WHAT IS EXPECTED. Retype only the lines from the one containing "What React and" through the one containing "import React from", both included, word for word. Pictures stay out of the copy.

EXTRACTED ENTRIES.
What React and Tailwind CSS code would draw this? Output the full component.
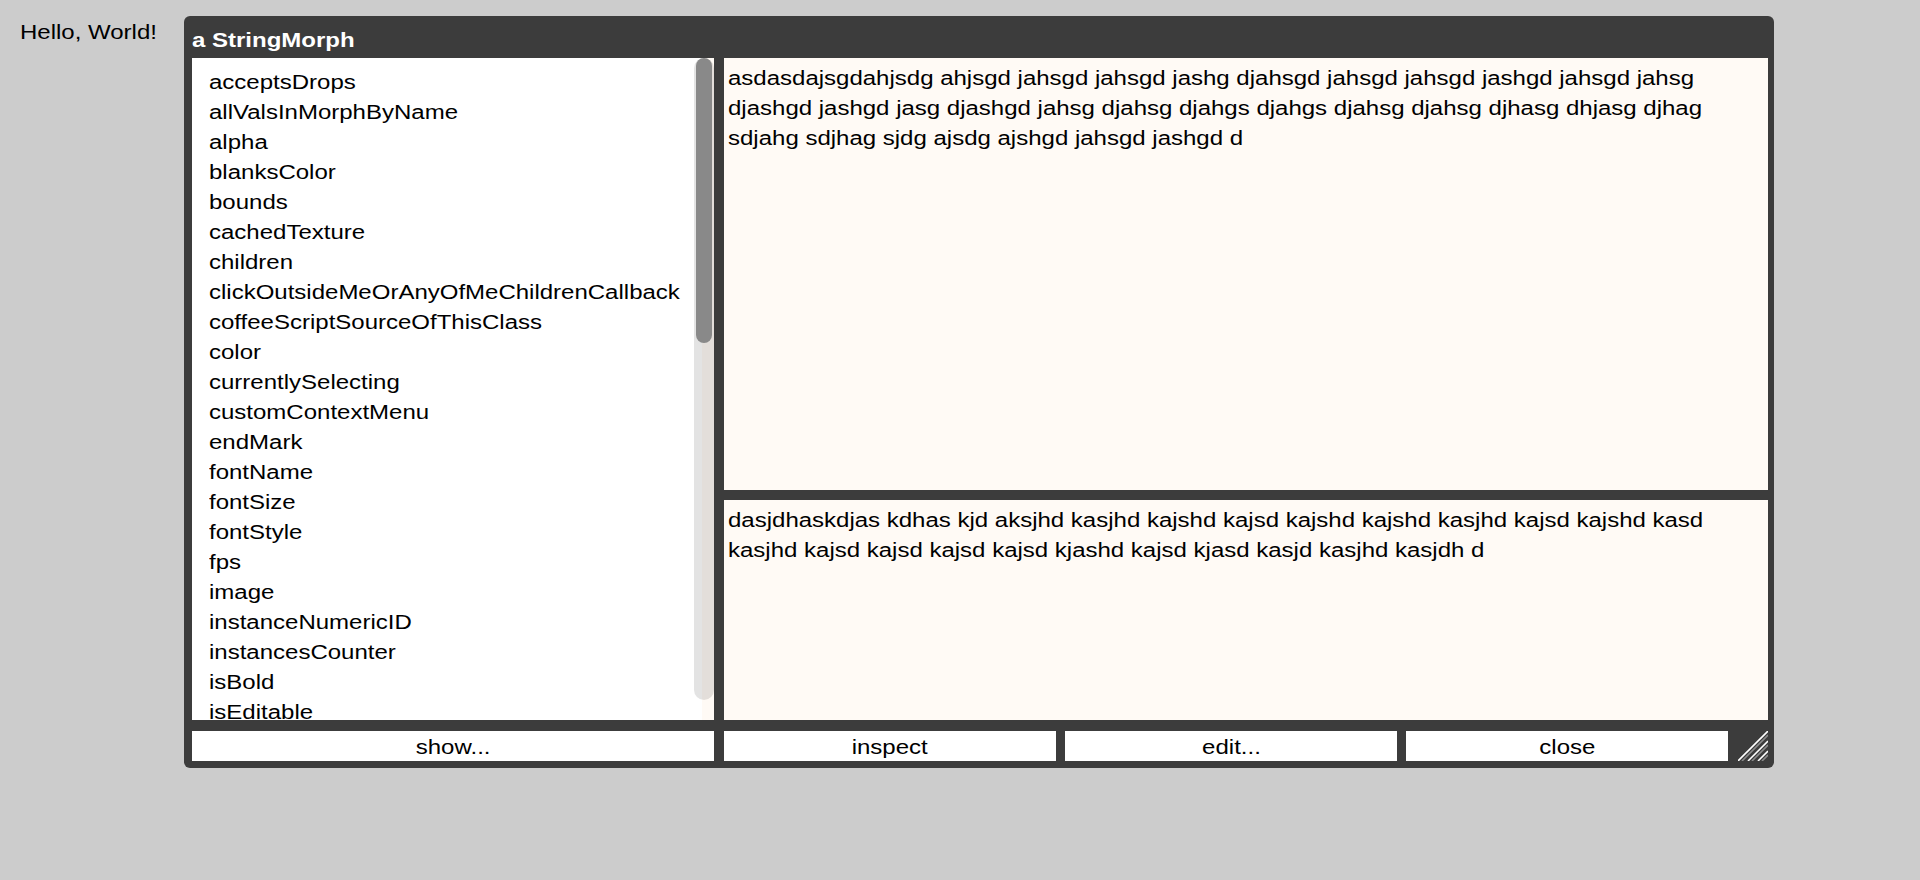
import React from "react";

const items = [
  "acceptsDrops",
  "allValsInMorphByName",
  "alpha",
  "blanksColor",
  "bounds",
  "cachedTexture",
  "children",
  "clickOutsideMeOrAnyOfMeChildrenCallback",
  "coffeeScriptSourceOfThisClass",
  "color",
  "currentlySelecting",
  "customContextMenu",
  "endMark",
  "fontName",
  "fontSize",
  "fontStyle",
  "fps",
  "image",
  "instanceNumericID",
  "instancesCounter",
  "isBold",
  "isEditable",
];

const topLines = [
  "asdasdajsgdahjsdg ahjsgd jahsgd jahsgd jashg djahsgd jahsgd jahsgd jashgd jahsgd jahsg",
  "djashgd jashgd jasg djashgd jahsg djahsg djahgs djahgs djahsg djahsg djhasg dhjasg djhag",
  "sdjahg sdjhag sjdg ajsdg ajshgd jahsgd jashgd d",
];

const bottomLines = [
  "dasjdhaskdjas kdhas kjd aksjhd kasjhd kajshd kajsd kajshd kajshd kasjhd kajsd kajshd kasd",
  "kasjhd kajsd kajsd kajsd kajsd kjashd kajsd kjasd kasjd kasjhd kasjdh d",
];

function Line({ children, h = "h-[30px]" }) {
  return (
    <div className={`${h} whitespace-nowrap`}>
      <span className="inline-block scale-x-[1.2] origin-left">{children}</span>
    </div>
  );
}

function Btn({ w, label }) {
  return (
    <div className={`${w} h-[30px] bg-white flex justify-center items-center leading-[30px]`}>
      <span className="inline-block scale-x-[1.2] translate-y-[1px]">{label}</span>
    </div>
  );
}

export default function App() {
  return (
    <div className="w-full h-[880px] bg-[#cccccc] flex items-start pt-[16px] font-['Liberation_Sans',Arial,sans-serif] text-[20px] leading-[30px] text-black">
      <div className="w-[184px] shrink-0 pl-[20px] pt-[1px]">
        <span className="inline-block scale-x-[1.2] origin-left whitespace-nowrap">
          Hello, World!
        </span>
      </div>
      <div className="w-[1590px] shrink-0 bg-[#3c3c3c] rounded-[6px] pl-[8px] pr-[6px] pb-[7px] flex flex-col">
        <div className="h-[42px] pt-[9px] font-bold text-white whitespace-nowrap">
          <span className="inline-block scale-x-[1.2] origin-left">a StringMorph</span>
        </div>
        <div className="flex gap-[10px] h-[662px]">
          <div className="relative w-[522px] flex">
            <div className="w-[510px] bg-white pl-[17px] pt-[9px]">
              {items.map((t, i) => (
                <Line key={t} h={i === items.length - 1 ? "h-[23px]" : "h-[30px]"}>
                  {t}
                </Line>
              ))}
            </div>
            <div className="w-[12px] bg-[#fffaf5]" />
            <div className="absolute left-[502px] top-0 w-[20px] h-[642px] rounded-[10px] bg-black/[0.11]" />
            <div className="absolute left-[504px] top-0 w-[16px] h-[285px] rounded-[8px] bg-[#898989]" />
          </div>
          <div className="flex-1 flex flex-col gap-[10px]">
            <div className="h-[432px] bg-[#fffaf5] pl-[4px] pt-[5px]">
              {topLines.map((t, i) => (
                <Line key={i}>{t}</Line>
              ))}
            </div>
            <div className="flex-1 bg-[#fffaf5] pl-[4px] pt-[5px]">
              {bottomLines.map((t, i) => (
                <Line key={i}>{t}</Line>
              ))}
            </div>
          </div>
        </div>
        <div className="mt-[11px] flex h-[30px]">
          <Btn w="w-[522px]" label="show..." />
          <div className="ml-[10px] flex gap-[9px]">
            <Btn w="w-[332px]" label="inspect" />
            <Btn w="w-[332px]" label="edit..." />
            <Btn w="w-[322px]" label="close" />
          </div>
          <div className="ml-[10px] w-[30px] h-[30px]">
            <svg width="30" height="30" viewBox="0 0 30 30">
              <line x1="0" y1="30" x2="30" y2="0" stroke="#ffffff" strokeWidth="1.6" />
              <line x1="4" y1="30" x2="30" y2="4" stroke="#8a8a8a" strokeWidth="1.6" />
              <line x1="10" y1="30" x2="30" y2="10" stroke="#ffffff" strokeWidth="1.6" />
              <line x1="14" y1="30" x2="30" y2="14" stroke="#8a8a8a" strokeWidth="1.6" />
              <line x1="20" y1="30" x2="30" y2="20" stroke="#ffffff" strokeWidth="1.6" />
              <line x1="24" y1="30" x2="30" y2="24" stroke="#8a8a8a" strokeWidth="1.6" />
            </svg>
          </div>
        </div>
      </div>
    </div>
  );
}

...

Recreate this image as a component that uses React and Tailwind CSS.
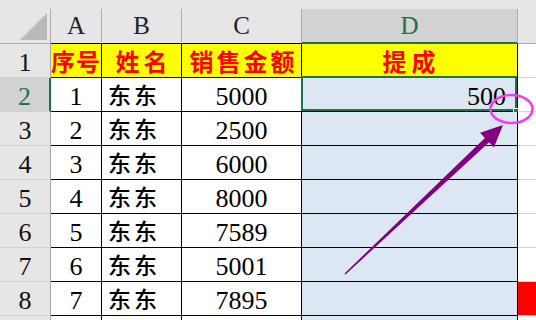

THE REPLY.
What React and Tailwind CSS code would draw this? Output the full component.
import React from "react";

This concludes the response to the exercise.